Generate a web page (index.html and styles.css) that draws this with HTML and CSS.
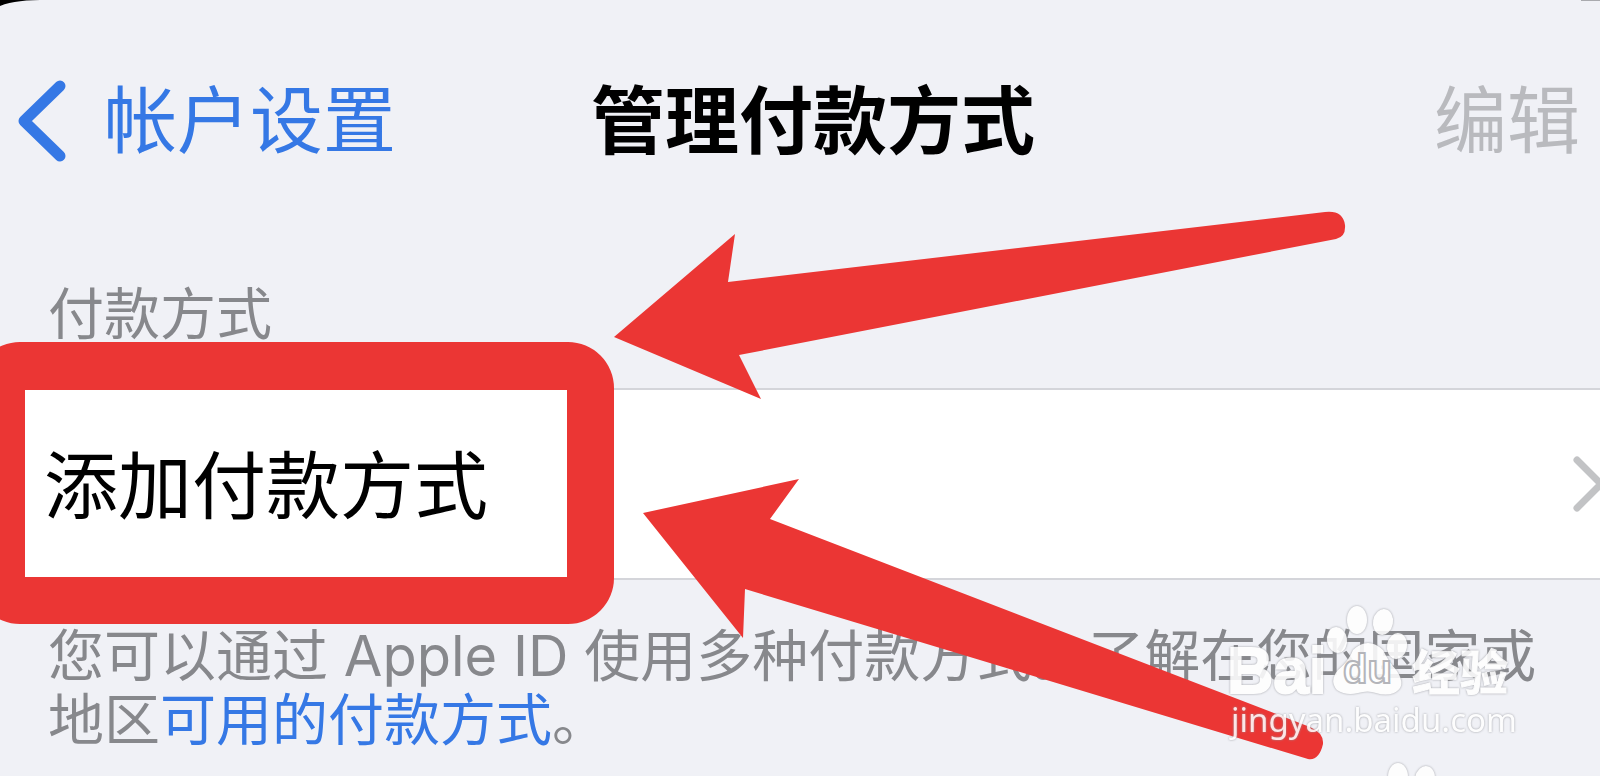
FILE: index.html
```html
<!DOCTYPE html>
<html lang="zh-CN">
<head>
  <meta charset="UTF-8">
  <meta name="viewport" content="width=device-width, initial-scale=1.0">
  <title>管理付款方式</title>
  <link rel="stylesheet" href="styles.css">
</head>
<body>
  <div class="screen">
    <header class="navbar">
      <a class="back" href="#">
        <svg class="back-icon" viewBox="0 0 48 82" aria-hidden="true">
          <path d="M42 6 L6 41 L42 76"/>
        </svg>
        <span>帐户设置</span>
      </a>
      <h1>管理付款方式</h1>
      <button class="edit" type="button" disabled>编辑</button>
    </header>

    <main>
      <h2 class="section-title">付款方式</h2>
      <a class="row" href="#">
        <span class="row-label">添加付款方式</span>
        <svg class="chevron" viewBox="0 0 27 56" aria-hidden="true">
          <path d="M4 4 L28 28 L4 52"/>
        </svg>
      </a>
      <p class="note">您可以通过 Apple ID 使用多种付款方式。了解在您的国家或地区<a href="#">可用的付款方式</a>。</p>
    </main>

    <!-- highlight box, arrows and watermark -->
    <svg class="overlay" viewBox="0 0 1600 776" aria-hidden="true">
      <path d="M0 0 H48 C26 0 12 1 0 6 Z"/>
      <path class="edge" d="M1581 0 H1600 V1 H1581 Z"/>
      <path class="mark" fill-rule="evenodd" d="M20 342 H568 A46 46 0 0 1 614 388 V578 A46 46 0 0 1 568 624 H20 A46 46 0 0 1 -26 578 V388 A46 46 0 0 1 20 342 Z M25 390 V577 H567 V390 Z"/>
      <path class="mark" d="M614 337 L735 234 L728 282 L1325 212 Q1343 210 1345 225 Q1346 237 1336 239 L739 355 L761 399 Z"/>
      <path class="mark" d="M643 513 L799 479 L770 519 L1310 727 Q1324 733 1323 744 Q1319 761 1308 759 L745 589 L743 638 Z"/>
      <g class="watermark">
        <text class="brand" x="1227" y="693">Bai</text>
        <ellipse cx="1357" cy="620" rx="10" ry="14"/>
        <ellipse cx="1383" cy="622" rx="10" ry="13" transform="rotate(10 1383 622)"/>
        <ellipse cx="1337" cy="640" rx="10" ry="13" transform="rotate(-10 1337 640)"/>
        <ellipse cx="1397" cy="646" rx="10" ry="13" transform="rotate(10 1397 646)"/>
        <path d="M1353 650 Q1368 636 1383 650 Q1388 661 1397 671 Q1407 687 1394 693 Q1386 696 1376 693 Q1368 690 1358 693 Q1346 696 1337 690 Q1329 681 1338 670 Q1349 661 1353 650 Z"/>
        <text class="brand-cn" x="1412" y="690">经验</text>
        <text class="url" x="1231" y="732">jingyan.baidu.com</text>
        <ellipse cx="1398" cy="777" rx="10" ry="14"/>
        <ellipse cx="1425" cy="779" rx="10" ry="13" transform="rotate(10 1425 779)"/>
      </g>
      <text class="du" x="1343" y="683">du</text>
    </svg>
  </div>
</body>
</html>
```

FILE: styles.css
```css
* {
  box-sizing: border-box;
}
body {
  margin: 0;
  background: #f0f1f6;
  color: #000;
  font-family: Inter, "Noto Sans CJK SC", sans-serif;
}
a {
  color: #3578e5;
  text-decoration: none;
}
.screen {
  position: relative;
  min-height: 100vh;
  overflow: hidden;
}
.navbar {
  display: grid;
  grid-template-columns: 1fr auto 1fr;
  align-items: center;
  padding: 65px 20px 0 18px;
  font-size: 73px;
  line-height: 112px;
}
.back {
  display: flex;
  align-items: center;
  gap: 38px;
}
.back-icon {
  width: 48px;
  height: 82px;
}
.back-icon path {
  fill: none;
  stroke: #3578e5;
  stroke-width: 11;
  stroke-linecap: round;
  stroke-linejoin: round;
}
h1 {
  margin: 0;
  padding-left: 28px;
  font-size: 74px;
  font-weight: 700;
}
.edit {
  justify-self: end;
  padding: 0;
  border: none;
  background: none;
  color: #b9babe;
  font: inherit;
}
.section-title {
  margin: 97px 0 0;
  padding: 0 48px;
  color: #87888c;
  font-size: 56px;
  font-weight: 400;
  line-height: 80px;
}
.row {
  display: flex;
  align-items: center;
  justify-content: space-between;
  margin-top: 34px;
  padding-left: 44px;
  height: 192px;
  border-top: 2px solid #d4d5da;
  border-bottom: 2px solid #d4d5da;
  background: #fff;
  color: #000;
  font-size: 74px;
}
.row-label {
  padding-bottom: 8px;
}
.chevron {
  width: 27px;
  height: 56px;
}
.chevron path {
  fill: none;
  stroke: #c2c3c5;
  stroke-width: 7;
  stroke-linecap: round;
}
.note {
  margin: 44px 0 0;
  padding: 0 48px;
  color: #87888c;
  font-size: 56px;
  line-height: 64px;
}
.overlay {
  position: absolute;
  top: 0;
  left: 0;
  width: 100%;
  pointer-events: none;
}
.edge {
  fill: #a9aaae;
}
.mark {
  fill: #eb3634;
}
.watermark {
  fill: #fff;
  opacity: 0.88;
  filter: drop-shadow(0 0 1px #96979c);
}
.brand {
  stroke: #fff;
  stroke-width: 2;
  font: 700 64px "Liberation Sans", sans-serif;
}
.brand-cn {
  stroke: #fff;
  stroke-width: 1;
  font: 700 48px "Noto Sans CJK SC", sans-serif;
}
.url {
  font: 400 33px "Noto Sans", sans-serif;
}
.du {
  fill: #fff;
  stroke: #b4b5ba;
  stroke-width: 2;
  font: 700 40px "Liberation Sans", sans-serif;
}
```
--------------------------------
Set down all the data again exactly as above, pictures excluded.

_WORKED ANSWER_
Generate a web page (index.html and styles.css) that draws this with HTML and CSS.
FILE: index.html
```html
<!DOCTYPE html>
<html lang="zh-CN">
<head>
  <meta charset="UTF-8">
  <meta name="viewport" content="width=device-width, initial-scale=1.0">
  <title>管理付款方式</title>
  <link rel="stylesheet" href="styles.css">
</head>
<body>
  <div class="screen">
    <header class="navbar">
      <a class="back" href="#">
        <svg class="back-icon" viewBox="0 0 48 82" aria-hidden="true">
          <path d="M42 6 L6 41 L42 76"/>
        </svg>
        <span>帐户设置</span>
      </a>
      <h1>管理付款方式</h1>
      <button class="edit" type="button" disabled>编辑</button>
    </header>

    <main>
      <h2 class="section-title">付款方式</h2>
      <a class="row" href="#">
        <span class="row-label">添加付款方式</span>
        <svg class="chevron" viewBox="0 0 27 56" aria-hidden="true">
          <path d="M4 4 L28 28 L4 52"/>
        </svg>
      </a>
      <p class="note">您可以通过 Apple ID 使用多种付款方式。了解在您的国家或地区<a href="#">可用的付款方式</a>。</p>
    </main>

    <!-- highlight box, arrows and watermark -->
    <svg class="overlay" viewBox="0 0 1600 776" aria-hidden="true">
      <path d="M0 0 H48 C26 0 12 1 0 6 Z"/>
      <path class="edge" d="M1581 0 H1600 V1 H1581 Z"/>
      <path class="mark" fill-rule="evenodd" d="M20 342 H568 A46 46 0 0 1 614 388 V578 A46 46 0 0 1 568 624 H20 A46 46 0 0 1 -26 578 V388 A46 46 0 0 1 20 342 Z M25 390 V577 H567 V390 Z"/>
      <path class="mark" d="M614 337 L735 234 L728 282 L1325 212 Q1343 210 1345 225 Q1346 237 1336 239 L739 355 L761 399 Z"/>
      <path class="mark" d="M643 513 L799 479 L770 519 L1310 727 Q1324 733 1323 744 Q1319 761 1308 759 L745 589 L743 638 Z"/>
      <g class="watermark">
        <text class="brand" x="1227" y="693">Bai</text>
        <ellipse cx="1357" cy="620" rx="10" ry="14"/>
        <ellipse cx="1383" cy="622" rx="10" ry="13" transform="rotate(10 1383 622)"/>
        <ellipse cx="1337" cy="640" rx="10" ry="13" transform="rotate(-10 1337 640)"/>
        <ellipse cx="1397" cy="646" rx="10" ry="13" transform="rotate(10 1397 646)"/>
        <path d="M1353 650 Q1368 636 1383 650 Q1388 661 1397 671 Q1407 687 1394 693 Q1386 696 1376 693 Q1368 690 1358 693 Q1346 696 1337 690 Q1329 681 1338 670 Q1349 661 1353 650 Z"/>
        <text class="brand-cn" x="1412" y="690">经验</text>
        <text class="url" x="1231" y="732">jingyan.baidu.com</text>
        <ellipse cx="1398" cy="777" rx="10" ry="14"/>
        <ellipse cx="1425" cy="779" rx="10" ry="13" transform="rotate(10 1425 779)"/>
      </g>
      <text class="du" x="1343" y="683">du</text>
    </svg>
  </div>
</body>
</html>
```

FILE: styles.css
```css
* {
  box-sizing: border-box;
}
body {
  margin: 0;
  background: #f0f1f6;
  color: #000;
  font-family: Inter, "Noto Sans CJK SC", sans-serif;
}
a {
  color: #3578e5;
  text-decoration: none;
}
.screen {
  position: relative;
  min-height: 100vh;
  overflow: hidden;
}
.navbar {
  display: grid;
  grid-template-columns: 1fr auto 1fr;
  align-items: center;
  padding: 65px 20px 0 18px;
  font-size: 73px;
  line-height: 112px;
}
.back {
  display: flex;
  align-items: center;
  gap: 38px;
}
.back-icon {
  width: 48px;
  height: 82px;
}
.back-icon path {
  fill: none;
  stroke: #3578e5;
  stroke-width: 11;
  stroke-linecap: round;
  stroke-linejoin: round;
}
h1 {
  margin: 0;
  padding-left: 28px;
  font-size: 74px;
  font-weight: 700;
}
.edit {
  justify-self: end;
  padding: 0;
  border: none;
  background: none;
  color: #b9babe;
  font: inherit;
}
.section-title {
  margin: 97px 0 0;
  padding: 0 48px;
  color: #87888c;
  font-size: 56px;
  font-weight: 400;
  line-height: 80px;
}
.row {
  display: flex;
  align-items: center;
  justify-content: space-between;
  margin-top: 34px;
  padding-left: 44px;
  height: 192px;
  border-top: 2px solid #d4d5da;
  border-bottom: 2px solid #d4d5da;
  background: #fff;
  color: #000;
  font-size: 74px;
}
.row-label {
  padding-bottom: 8px;
}
.chevron {
  width: 27px;
  height: 56px;
}
.chevron path {
  fill: none;
  stroke: #c2c3c5;
  stroke-width: 7;
  stroke-linecap: round;
}
.note {
  margin: 44px 0 0;
  padding: 0 48px;
  color: #87888c;
  font-size: 56px;
  line-height: 64px;
}
.overlay {
  position: absolute;
  top: 0;
  left: 0;
  width: 100%;
  pointer-events: none;
}
.edge {
  fill: #a9aaae;
}
.mark {
  fill: #eb3634;
}
.watermark {
  fill: #fff;
  opacity: 0.88;
  filter: drop-shadow(0 0 1px #96979c);
}
.brand {
  stroke: #fff;
  stroke-width: 2;
  font: 700 64px "Liberation Sans", sans-serif;
}
.brand-cn {
  stroke: #fff;
  stroke-width: 1;
  font: 700 48px "Noto Sans CJK SC", sans-serif;
}
.url {
  font: 400 33px "Noto Sans", sans-serif;
}
.du {
  fill: #fff;
  stroke: #b4b5ba;
  stroke-width: 2;
  font: 700 40px "Liberation Sans", sans-serif;
}
```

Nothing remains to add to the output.